Fantasy Football Free Agency: Cole Beasley & John Brown, Buffalo Bills
Cole Beasley & John Brown Sign With Buffalo Bills In Fantasy Football Free Agency
One of the most intelligent things that any NFL team can do when trying to develop a young quarterback is to give that quarterback the best context to succeed in. The Bills ran out a fairly talentless roster last season. Josh Allen was forced to throw passes to T-Rex Arms Nick O'Leary, the always not-trying Kelvin Benjamin, perpetually inefficient Zay Jones, undrafted free agent Robert Foster, the utterly aged Charles Clay, and something called Jason Croom. With the fantasy football free agency signings of Cole Beasley and John Brown, the Buffalo Bills front office has made steps in supporting their young quarterback.

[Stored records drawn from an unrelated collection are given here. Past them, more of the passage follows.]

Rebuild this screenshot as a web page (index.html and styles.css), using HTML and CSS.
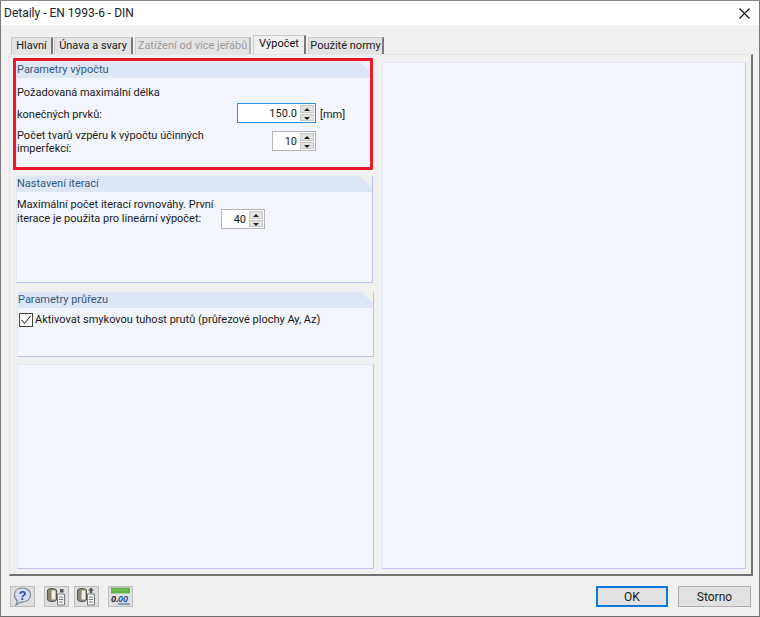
FILE: index.html
```html
<!DOCTYPE html>
<html lang="cs">
<head>
<meta charset="utf-8">
<title>Detaily - EN 1993-6 - DIN</title>
<link rel="stylesheet" href="styles.css">
</head>
<body>
<div class="window">
  <header class="titlebar">
    <span class="title">Detaily - EN 1993-6 - DIN</span>
    <svg class="close" width="11" height="11" viewBox="0 0 11 11"><path d="M0.5 0.5L10.5 10.5M10.5 0.5L0.5 10.5" stroke="#111" stroke-width="1.1" fill="none"/></svg>
  </header>
  <div class="body">
    <nav class="tabs">
      <span class="tab t-hlavni">Hlavní</span>
      <span class="tab t-unava">Únava a svary</span>
      <span class="tab t-zatizeni disabled">Zatížení od více jeřábů</span>
      <span class="tab t-vypocet active">Výpočet</span>
      <span class="tab t-normy">Použité normy</span>
    </nav>
    <div class="tabpanel">
      <div class="col-left">
        <section class="group g1">
          <h2 class="group-head">Parametry výpočtu</h2>
          <div class="row r-a">Požadovaná maximální délka</div>
          <div class="row r-b">
            <span class="lbl lbl-len">konečných prvků:</span>
            <span class="spin spin-focus spin-w79"><span class="val">150.0</span><span class="arrows"><i class="up"></i><i class="down"></i></span></span>
            <span class="unit">[mm]</span>
          </div>
          <div class="row r-c">
            <span class="lbl lbl-two">Počet tvarů vzpěru k výpočtu účinných<br>imperfekcí:</span>
            <span class="spin spin-w44 spin-c"><span class="val">10</span><span class="arrows"><i class="up"></i><i class="down"></i></span></span>
          </div>
          <div class="highlight"></div>
        </section>
        <section class="group g2">
          <h2 class="group-head">Nastavení iterací</h2>
          <div class="row r-d">
            <span class="lbl lbl-iter">Maximální počet iterací rovnováhy. První<br>iterace je použita pro lineární výpočet:</span>
            <span class="spin spin-w44 spin-d"><span class="val">40</span><span class="arrows"><i class="up"></i><i class="down"></i></span></span>
          </div>
        </section>
        <section class="group g3">
          <h2 class="group-head">Parametry průřezu</h2>
          <label class="check">
            <svg class="checkbox" width="14" height="14" viewBox="0 0 14 14"><rect x="0.5" y="0.5" width="13" height="13" fill="#fff" stroke="#444"/><path d="M2.500 7L5.500 10.500L11.500 3" stroke="#444" stroke-width="1.1" fill="none"/></svg>
            <span>Aktivovat smykovou tuhost prutů (průřezové plochy Ay, Az)</span>
          </label>
        </section>
        <section class="group g4"></section>
      </div>
      <div class="col-right"></div>
    </div>
    <footer class="footer">
      <div class="tools">
        <button class="tool"><svg width="21" height="19" viewBox="0 0 21 19"><path d="M10.500 1C5.500 1 2.500 4 2.500 8C2.500 10.500 3.500 12.500 5.500 13.700L4 18L9 15C14.500 15.500 18.500 12.500 18.500 8C18.500 4 15.500 1 10.500 1Z" fill="#d4def0" stroke="#7d8799" stroke-width="1.200"/><text x="10.500" y="13" class="q">?</text></svg></button>
        <button class="tool tool-gap"><svg width="21" height="19" viewBox="0 0 21 19"><path d="M1.500 3C3 1 9 1 10.500 3V13C9 15 3 15 1.500 13Z" fill="#8d8576" stroke="#55504a"/><path d="M5.500 3.500H9.500V12.500H5.500Z" fill="#f0eee8"/><path d="M11.500 7H18.500V18H11.500Z" fill="#f6f6f6" stroke="#77797c"/><path d="M13 10H17M13 12.500H17M13 15H17" stroke="#77797c"/><path d="M14 2H17.500V5.500H14Z" fill="#5a5a5a"/></svg></button>
        <button class="tool tool-near"><svg width="21" height="19" viewBox="0 0 21 19"><path d="M1.500 3C3 1 9 1 10.500 3V13C9 15 3 15 1.500 13Z" fill="#8d8576" stroke="#55504a"/><path d="M5.500 3.500H9.500V12.500H5.500Z" fill="#f0eee8"/><path d="M11.500 7H18.500V18H11.500Z" fill="#f6f6f6" stroke="#77797c"/><path d="M13 10H17M13 12.500H17M13 15H17" stroke="#77797c"/><path d="M15 0.500L18 3.500H16.200V6H13.800V3.500H12Z" fill="#5a5a5a"/></svg></button>
        <button class="tool tool-gap"><svg width="21" height="19" viewBox="0 0 21 19"><rect x="1.500" y="1" width="18" height="5" fill="#63b84a" stroke="#4a9a38" stroke-width=".6"/><path d="M4 2V3.500M7 2V3.500M10 2V3.500M13 2V3.500M16 2V3.500" stroke="#a6dc90" stroke-width=".8"/><text x="1" y="15" class="zero">0.</text><text x="8" y="15" class="zero zero-blue">00</text><path d="M8 17H20" stroke="#2b4fa8"/></svg></button>
      </div>
      <div class="actions">
        <button class="btn btn-default">OK</button>
        <button class="btn btn-cancel">Storno</button>
      </div>
    </footer>
  </div>
</div>
</body>
</html>
```
FILE: styles.css
```css
* { box-sizing: border-box; }
html, body { margin: 0; padding: 0; width: 760px; height: 617px; overflow: hidden; }
body { font-family: Roboto, "Open Sans", sans-serif; font-size: 11px; color: #1a1a1a; background: #f0f0f0; }
.window { width: 760px; height: 617px; display: flex; flex-direction: column; border: 1px solid #7a7a7a; border-top-color: #8a8a8a; border-bottom: 1px solid #6e6e6e; }
.titlebar { height: 24px; background: #fff; display: flex; align-items: center; justify-content: space-between; padding: 0 9px 0 3px; flex: none; }
.title { font-size: 12px; color: #222; }
.body { flex: 1; display: flex; flex-direction: column; padding: 10px 6px 0 8px; min-height: 0; }
.tabs { display: flex; height: 19px; padding-left: 2px; align-items: flex-end; flex: none; position: relative; z-index: 1; }
.tab { height: 17px; margin-right: 2px; background: #e3e3e3; border: 1px solid #cacaca; border-right: 2px solid #777; border-bottom: 0; line-height: 15px; white-space: nowrap; text-align: center; }
.tab.disabled { color: #9b9b9b; border-right-color: #b5b5b5; }
.tab.active { height: 19px; background: #f0f0f0; line-height: 16px; color: #111; }
.t-hlavni { width: 42px; margin-right: 1px; }
.t-unava { width: 79px; }
.t-zatizeni { width: 116px; }
.t-vypocet { width: 53px; }
.t-normy { width: 76px; margin-right: 0; }
.tabpanel { height: 522px; flex: none; border-top: 1px solid #e4e4e4; border-left: 1px solid #e4e4e4; border-right: 2px solid #717171; border-bottom: 2px solid #717171; padding: 7px 5px 5px 6px; display: flex; gap: 8px; background: #f0f0f0; }
.col-left { width: 358px; display: flex; flex-direction: column; flex: none; }
.col-right { flex: 1; background: #f2f5fb; border: 1px solid #dfe6f4; border-right-color: #c0c3ee; border-bottom-color: #c0c3ee; }
.group { background: #f2f5fb; border-right: 1px solid #c0c3ee; border-bottom: 1px solid #c0c3ee; border-left: 1px solid #dfe6f4; flex: none; position: relative; }
.group-head { margin: 0; height: 16px; font-weight: 400; font-size: 11px; line-height: 16px; color: #36587f; background: linear-gradient(225deg, #f0f0f0 0, #f0f0f0 8px, #dde6f4 8px); }
.g1 { height: 107px; margin-right: 1px; }
.g2 { height: 107px; margin-top: 7px; margin-right: 1px; }
.g3 { height: 65px; margin-top: 9px; margin-left: 1px; }
.g4 { flex: 1; margin-top: 7px; margin-left: 1px; border-top: 1px solid #dfe6f4; }
.highlight { position: absolute; top: -4px; left: -4px; right: -1px; bottom: -2px; border: 3px solid #e8192c; border-radius: 1px; pointer-events: none; }
.row { display: flex; align-items: center; }
.r-a { margin-top: 6px; height: 17px; }
.r-b { margin-top: 2px; height: 20px; }
.r-c { margin-top: 8px; height: 20px; }
.r-d { margin-top: 6px; align-items: flex-start; }
.lbl { display: block; line-height: 13px; flex: none; white-space: nowrap; }
.lbl-len { width: 220px; padding-top: 3px; }
.lbl-two { width: 200px; padding-top: 2px; }
.lbl-iter { width: 204px; line-height: 14px; }
.unit { margin-left: 4px; padding-top: 2px; }
.spin { display: inline-flex; height: 20px; background: #fff; border: 1px solid #b5b5b5; flex: none; }
.spin-w79 { width: 79px; }
.spin-w44 { width: 44px; }
.spin-c { margin-left: 55px; }
.spin-d { margin-top: 11px; }
.spin-focus { border: 1px solid #2f8fdc; }
.val { flex: 1; text-align: right; padding-right: 3px; line-height: 20px; }
.arrows { width: 15px; display: flex; flex-direction: column; gap: 1px; flex: none; padding: 1px 1px 1px 0; }
.arrows i { flex: 1; background: #e2e2e2; border: 1px solid #c9c9c9; position: relative; }
.arrows i::after { content: ""; position: absolute; left: 3px; top: 2px; border-left: 3px solid transparent; border-right: 3px solid transparent; }
.arrows .up::after { border-bottom: 3px solid #222; }
.arrows .down::after { border-top: 3px solid #222; }
.check { display: flex; align-items: center; gap: 2px; margin: 5px 0 0 1px; line-height: 14px; }
.checkbox { flex: none; }
.footer { flex: 1; display: flex; justify-content: space-between; align-items: flex-start; padding: 10px 2px 0 1px; min-height: 0; }
.tools { display: flex; }
.tool { width: 25px; height: 21px; padding: 0; background: #dfdfdf; border: 1px solid #bdbdbd; display: flex; align-items: center; justify-content: center; }
.tool-gap { margin-left: 9px; }
.tool-near { margin-left: 5px; }
.q { font: 700 13px "Liberation Sans", sans-serif; fill: #2b4fa8; text-anchor: middle; }
.zero { font: 700 italic 9px "Liberation Sans", sans-serif; fill: #222; }
.zero-blue { fill: #2b4fa8; }
.actions { display: flex; gap: 10px; }
.btn { height: 21px; padding: 0; background: #e1e1e1; border: 1px solid #adadad; font: 12px Roboto, "Open Sans", sans-serif; color: #1a1a1a; }
.btn-default { width: 72px; border: 2px solid #0f78d4; }
.btn-cancel { width: 73px; }
```
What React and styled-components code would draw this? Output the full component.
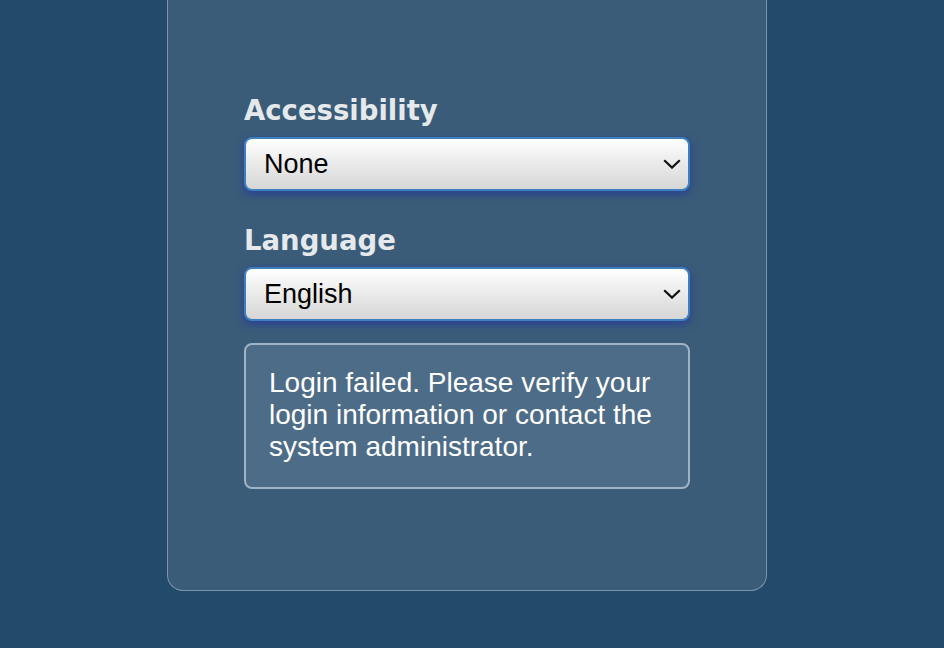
import React from "react";
import styled, { createGlobalStyle } from "styled-components";

const GlobalStyle = createGlobalStyle`
  html, body {
    margin: 0;
    padding: 0;
    background: #214a6b;
  }
  body {
    font-family: "Liberation Sans", Arial, sans-serif;
  }
`;

const Page = styled.div`
  box-sizing: border-box;
  width: 944px;
  height: 648px;
  overflow: hidden;
  display: flex;
  justify-content: flex-start;
  padding-left: 167px;
  background: #214a6b;
`;

const Card = styled.div`
  box-sizing: border-box;
  width: 600px;
  height: 591px;
  padding: 94px 76px 0;
  background: #3a5c78;
  border: 1px solid #7c95aa;
  border-top: none;
  border-radius: 0 0 16px 16px;
  display: flex;
  flex-direction: column;
`;

const Label = styled.label`
  display: block;
  font-family: "DejaVu Sans", Verdana, sans-serif;
  font-weight: bold;
  font-size: 27.5px;
  line-height: 32px;
  color: #e6e9ec;
  margin: ${(p) => (p.$first ? "0" : "33px")} 0 11px;
`;

const SelectWrap = styled.div`
  position: relative;
  height: 54px;
  border-radius: 8px;
  box-shadow: 0 3px 8px rgba(35, 55, 160, 0.8);
`;

const Select = styled.select`
  appearance: none;
  -webkit-appearance: none;
  box-sizing: border-box;
  width: 100%;
  height: 54px;
  margin: 0;
  padding: 0 50px 0 18px;
  border: 2px solid #3d7fbf;
  border-radius: 8px;
  background: linear-gradient(#ffffff 0%, #f0f0f0 35%, #d6d6d6 100%);
  font-family: "Liberation Sans", Arial, sans-serif;
  font-size: 27px;
  color: #000;
  outline: none;
`;

const Chevron = styled.svg`
  position: absolute;
  right: 9px;
  top: 50%;
  margin-top: -5px;
  width: 18px;
  height: 10px;
  pointer-events: none;
`;

const Message = styled.div`
  box-sizing: border-box;
  margin-top: 22px;
  height: 146px;
  padding: 22px 20px 0 23px;
  background: #4d6c87;
  border: 2px solid #a0b3c4;
  border-radius: 8px;
  color: #ffffff;
  font-family: "Liberation Sans", Arial, sans-serif;
  font-size: 28px;
  line-height: 32px;
`;

function Dropdown({ id, value, options }) {
  return (
    <SelectWrap>
      <Select id={id} defaultValue={value}>
        {options.map((o) => (
          <option key={o}>{o}</option>
        ))}
      </Select>
      <Chevron viewBox="0 0 18 10">
        <path d="M1.2 1.2 L9 8.6 L16.8 1.2" fill="none" stroke="#111" strokeWidth="2.2" />
      </Chevron>
    </SelectWrap>
  );
}

export default function App() {
  return (
    <>
      <GlobalStyle />
      <Page>
        <Card>
          <Label $first htmlFor="access">Accessibility</Label>
          <Dropdown id="access" value="None" options={["None", "Screen reader", "High contrast"]} />
          <Label htmlFor="lang">Language</Label>
          <Dropdown id="lang" value="English" options={["English", "Deutsch", "Français", "Español"]} />
          <Message>
            Login failed. Please verify your login information or contact the system administrator.
          </Message>
        </Card>
      </Page>
    </>
  );
}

Josh Allen will likely not ever succeed in a 'traditional' manner in the NFL. His biggest strengths are his throwing power and his running ability. One way the team could harness those strengths is by finding receiving who can get down the field quickly for those deep throws.
#Bills 3-WR set and their 40 times out of college:
John Brown 4.34
Robert Foster 4.41
Zay Jones 4.45
— Evan Silva (@evansilva) March 12, 2019
There are many things John Brown is not but one of them is extremely fast. John Brown has long been a favorite of the fantasy football community. Back in 2014, I noted that he was the exact sort of small-school, small-bodied WR who projected well to playing in the NFL. That looked fairly prescient as Brown proceeded to score 12 touchdowns in his first two NFL seasons while gaining 1,669 yards. He tailed off his final two seasons as a member of the Arizona Cardinals while battling injuries and his sickle-cell trait illness. His short tenure in Baltimore was a tale of two halves. While Joe Flacco was under center, Brown averaged 13.19 PPR fantasy points per game and 7.4 targets per game. When Lamar Jackson took over, Brown scored only 58 fantasy points in seven games with only 261 yards. Clearly, his talents were not going to be utilized while Jackson was the quarterback and the Bills saw an opportunity.
Cole Beasley is a bit more of a curious signing. He is as dependable of a slot receiver as you can find in the NFL but as a fit in Buffalo, it is a bit hard to see. Likely, the Bills realize that they need to develop some sort of dependable short passing game or picking up first downs will become too difficult.
As you can see, Allen was inaccurate in almost all zones of the field but particularly bad near the line of scrimmage. You would expect most quarterbacks to flourish when throwing the ball short distances but Allen was not able to. Cole Beasley has posted four seasons of his career with a catch rate north of 75%. Giving Allen a reliable slot receiver does make some theoretical sense though I would encourage most NFL teams to focus more on throwing the ball downfield. Oddly enough, these twin signings forecast great intelligence (John Brown) and traditional NFL thinking (Cole Beasley) at the exact same time. This is not to say that Beasley is completely without use; when matched up with a linebacker, he is unguardable.
Cole Beasley in space with a linebacker is unfair. pic.twitter.com/fnj87oRTrU
— Marcus Mosher (@Marcus_Mosher) August 27, 2018
John Brown & Cole Beasley Fantasy Football Free Agency Outlook
Cole Beasley has one season in his career with double-digit fantasy points per game and he is unlikely to add to that total in Buffalo. The Bills threw the fifth-fewest passes in the NFL last season and are unlikely to be significantly higher than that in 2019. Josh Allen's completion percentage of 52.8% doesn't bode well for Beasley becoming a PPR starter anytime soon.
I am slightly more optimistic on John Brown, though I acknowledge he makes more sense as a real football free agency signing than a fantasy football one. Brown can win at most levels of the field, as Matt Harmon will never tire of telling you. When Robert Foster was introduced to the starting lineup for the Bills last season, he posted games of 3-105, 2-94-1, 7-104, 4-108-1, and 4-21-1. Assuming that Brown plays a similar type of role, giving him an 18% target share in that offense would project him as a WR3 but with wildly volatile outcomes. If he scores only four touchdowns, it is unlikely he finishes the year as a top-24 WR but scoring 10 touchdowns is in his potential range of outcomes due to the nature of how Josh Allen plays and the role he will be in as a deep threat.